Japan is usually remarkable for its ability to cram lots into tiny spaces, but the most recent architectural unveiling shows they know how to think big as well.
The Taisei Construction Corporation has unveiled some utopian plans for the world's largest building.
Inhabit writes: “Looking eerily like Mt. Doom in the above rendering, the mountain-like X-Seed 4000 represents a utopian eco-vision for a self-contained high-rise city in the Tokyo harbor – powered mainly by solar energy. Aesthetically inspired by nearby Mt. Fuji, the behemoth building would measure 13,123 feet tall with a 6 square-kilometer footprint, and could accommodate five hundred thousand to one million inhabitants.
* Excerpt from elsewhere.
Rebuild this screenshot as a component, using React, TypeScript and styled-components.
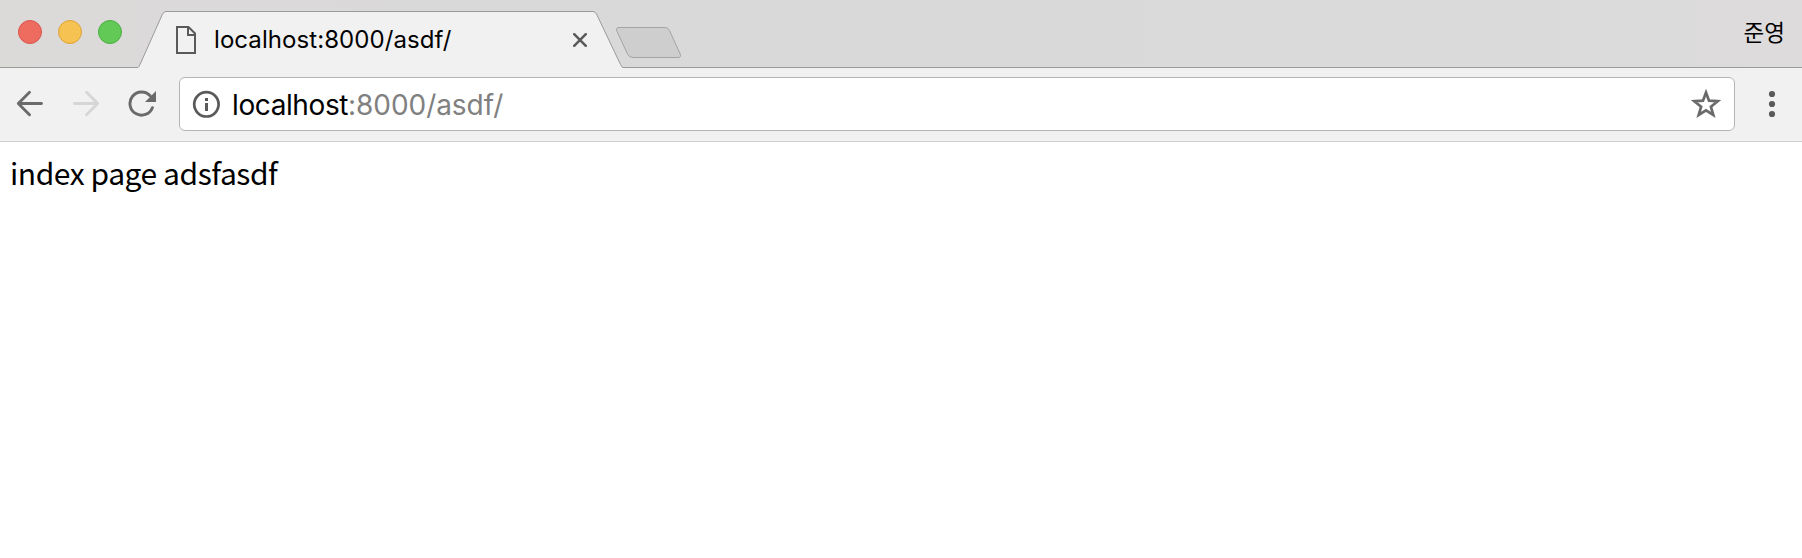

Designed by Taisei Construction Corporation as an ‘intelligent building,' the futuristically-named X-Seed 4000 would maintain light, temperature, and air pressure in response to changing external weather conditions. Unlike conventional skyscrapers, the X-Seed 4000 would be required to actively protect its occupants from considerable air pressure gradations and weather fluctuations along its massive elevation. Its design calls for the use of solar power to maintain internal environmental conditions. Some estimate that the cost to construct the X-Seed 4000 structure may be somewhere between US$300-900 billion.”
I doubt that such a monstrosity would be built within our lifetimes, but imagine the penthouse.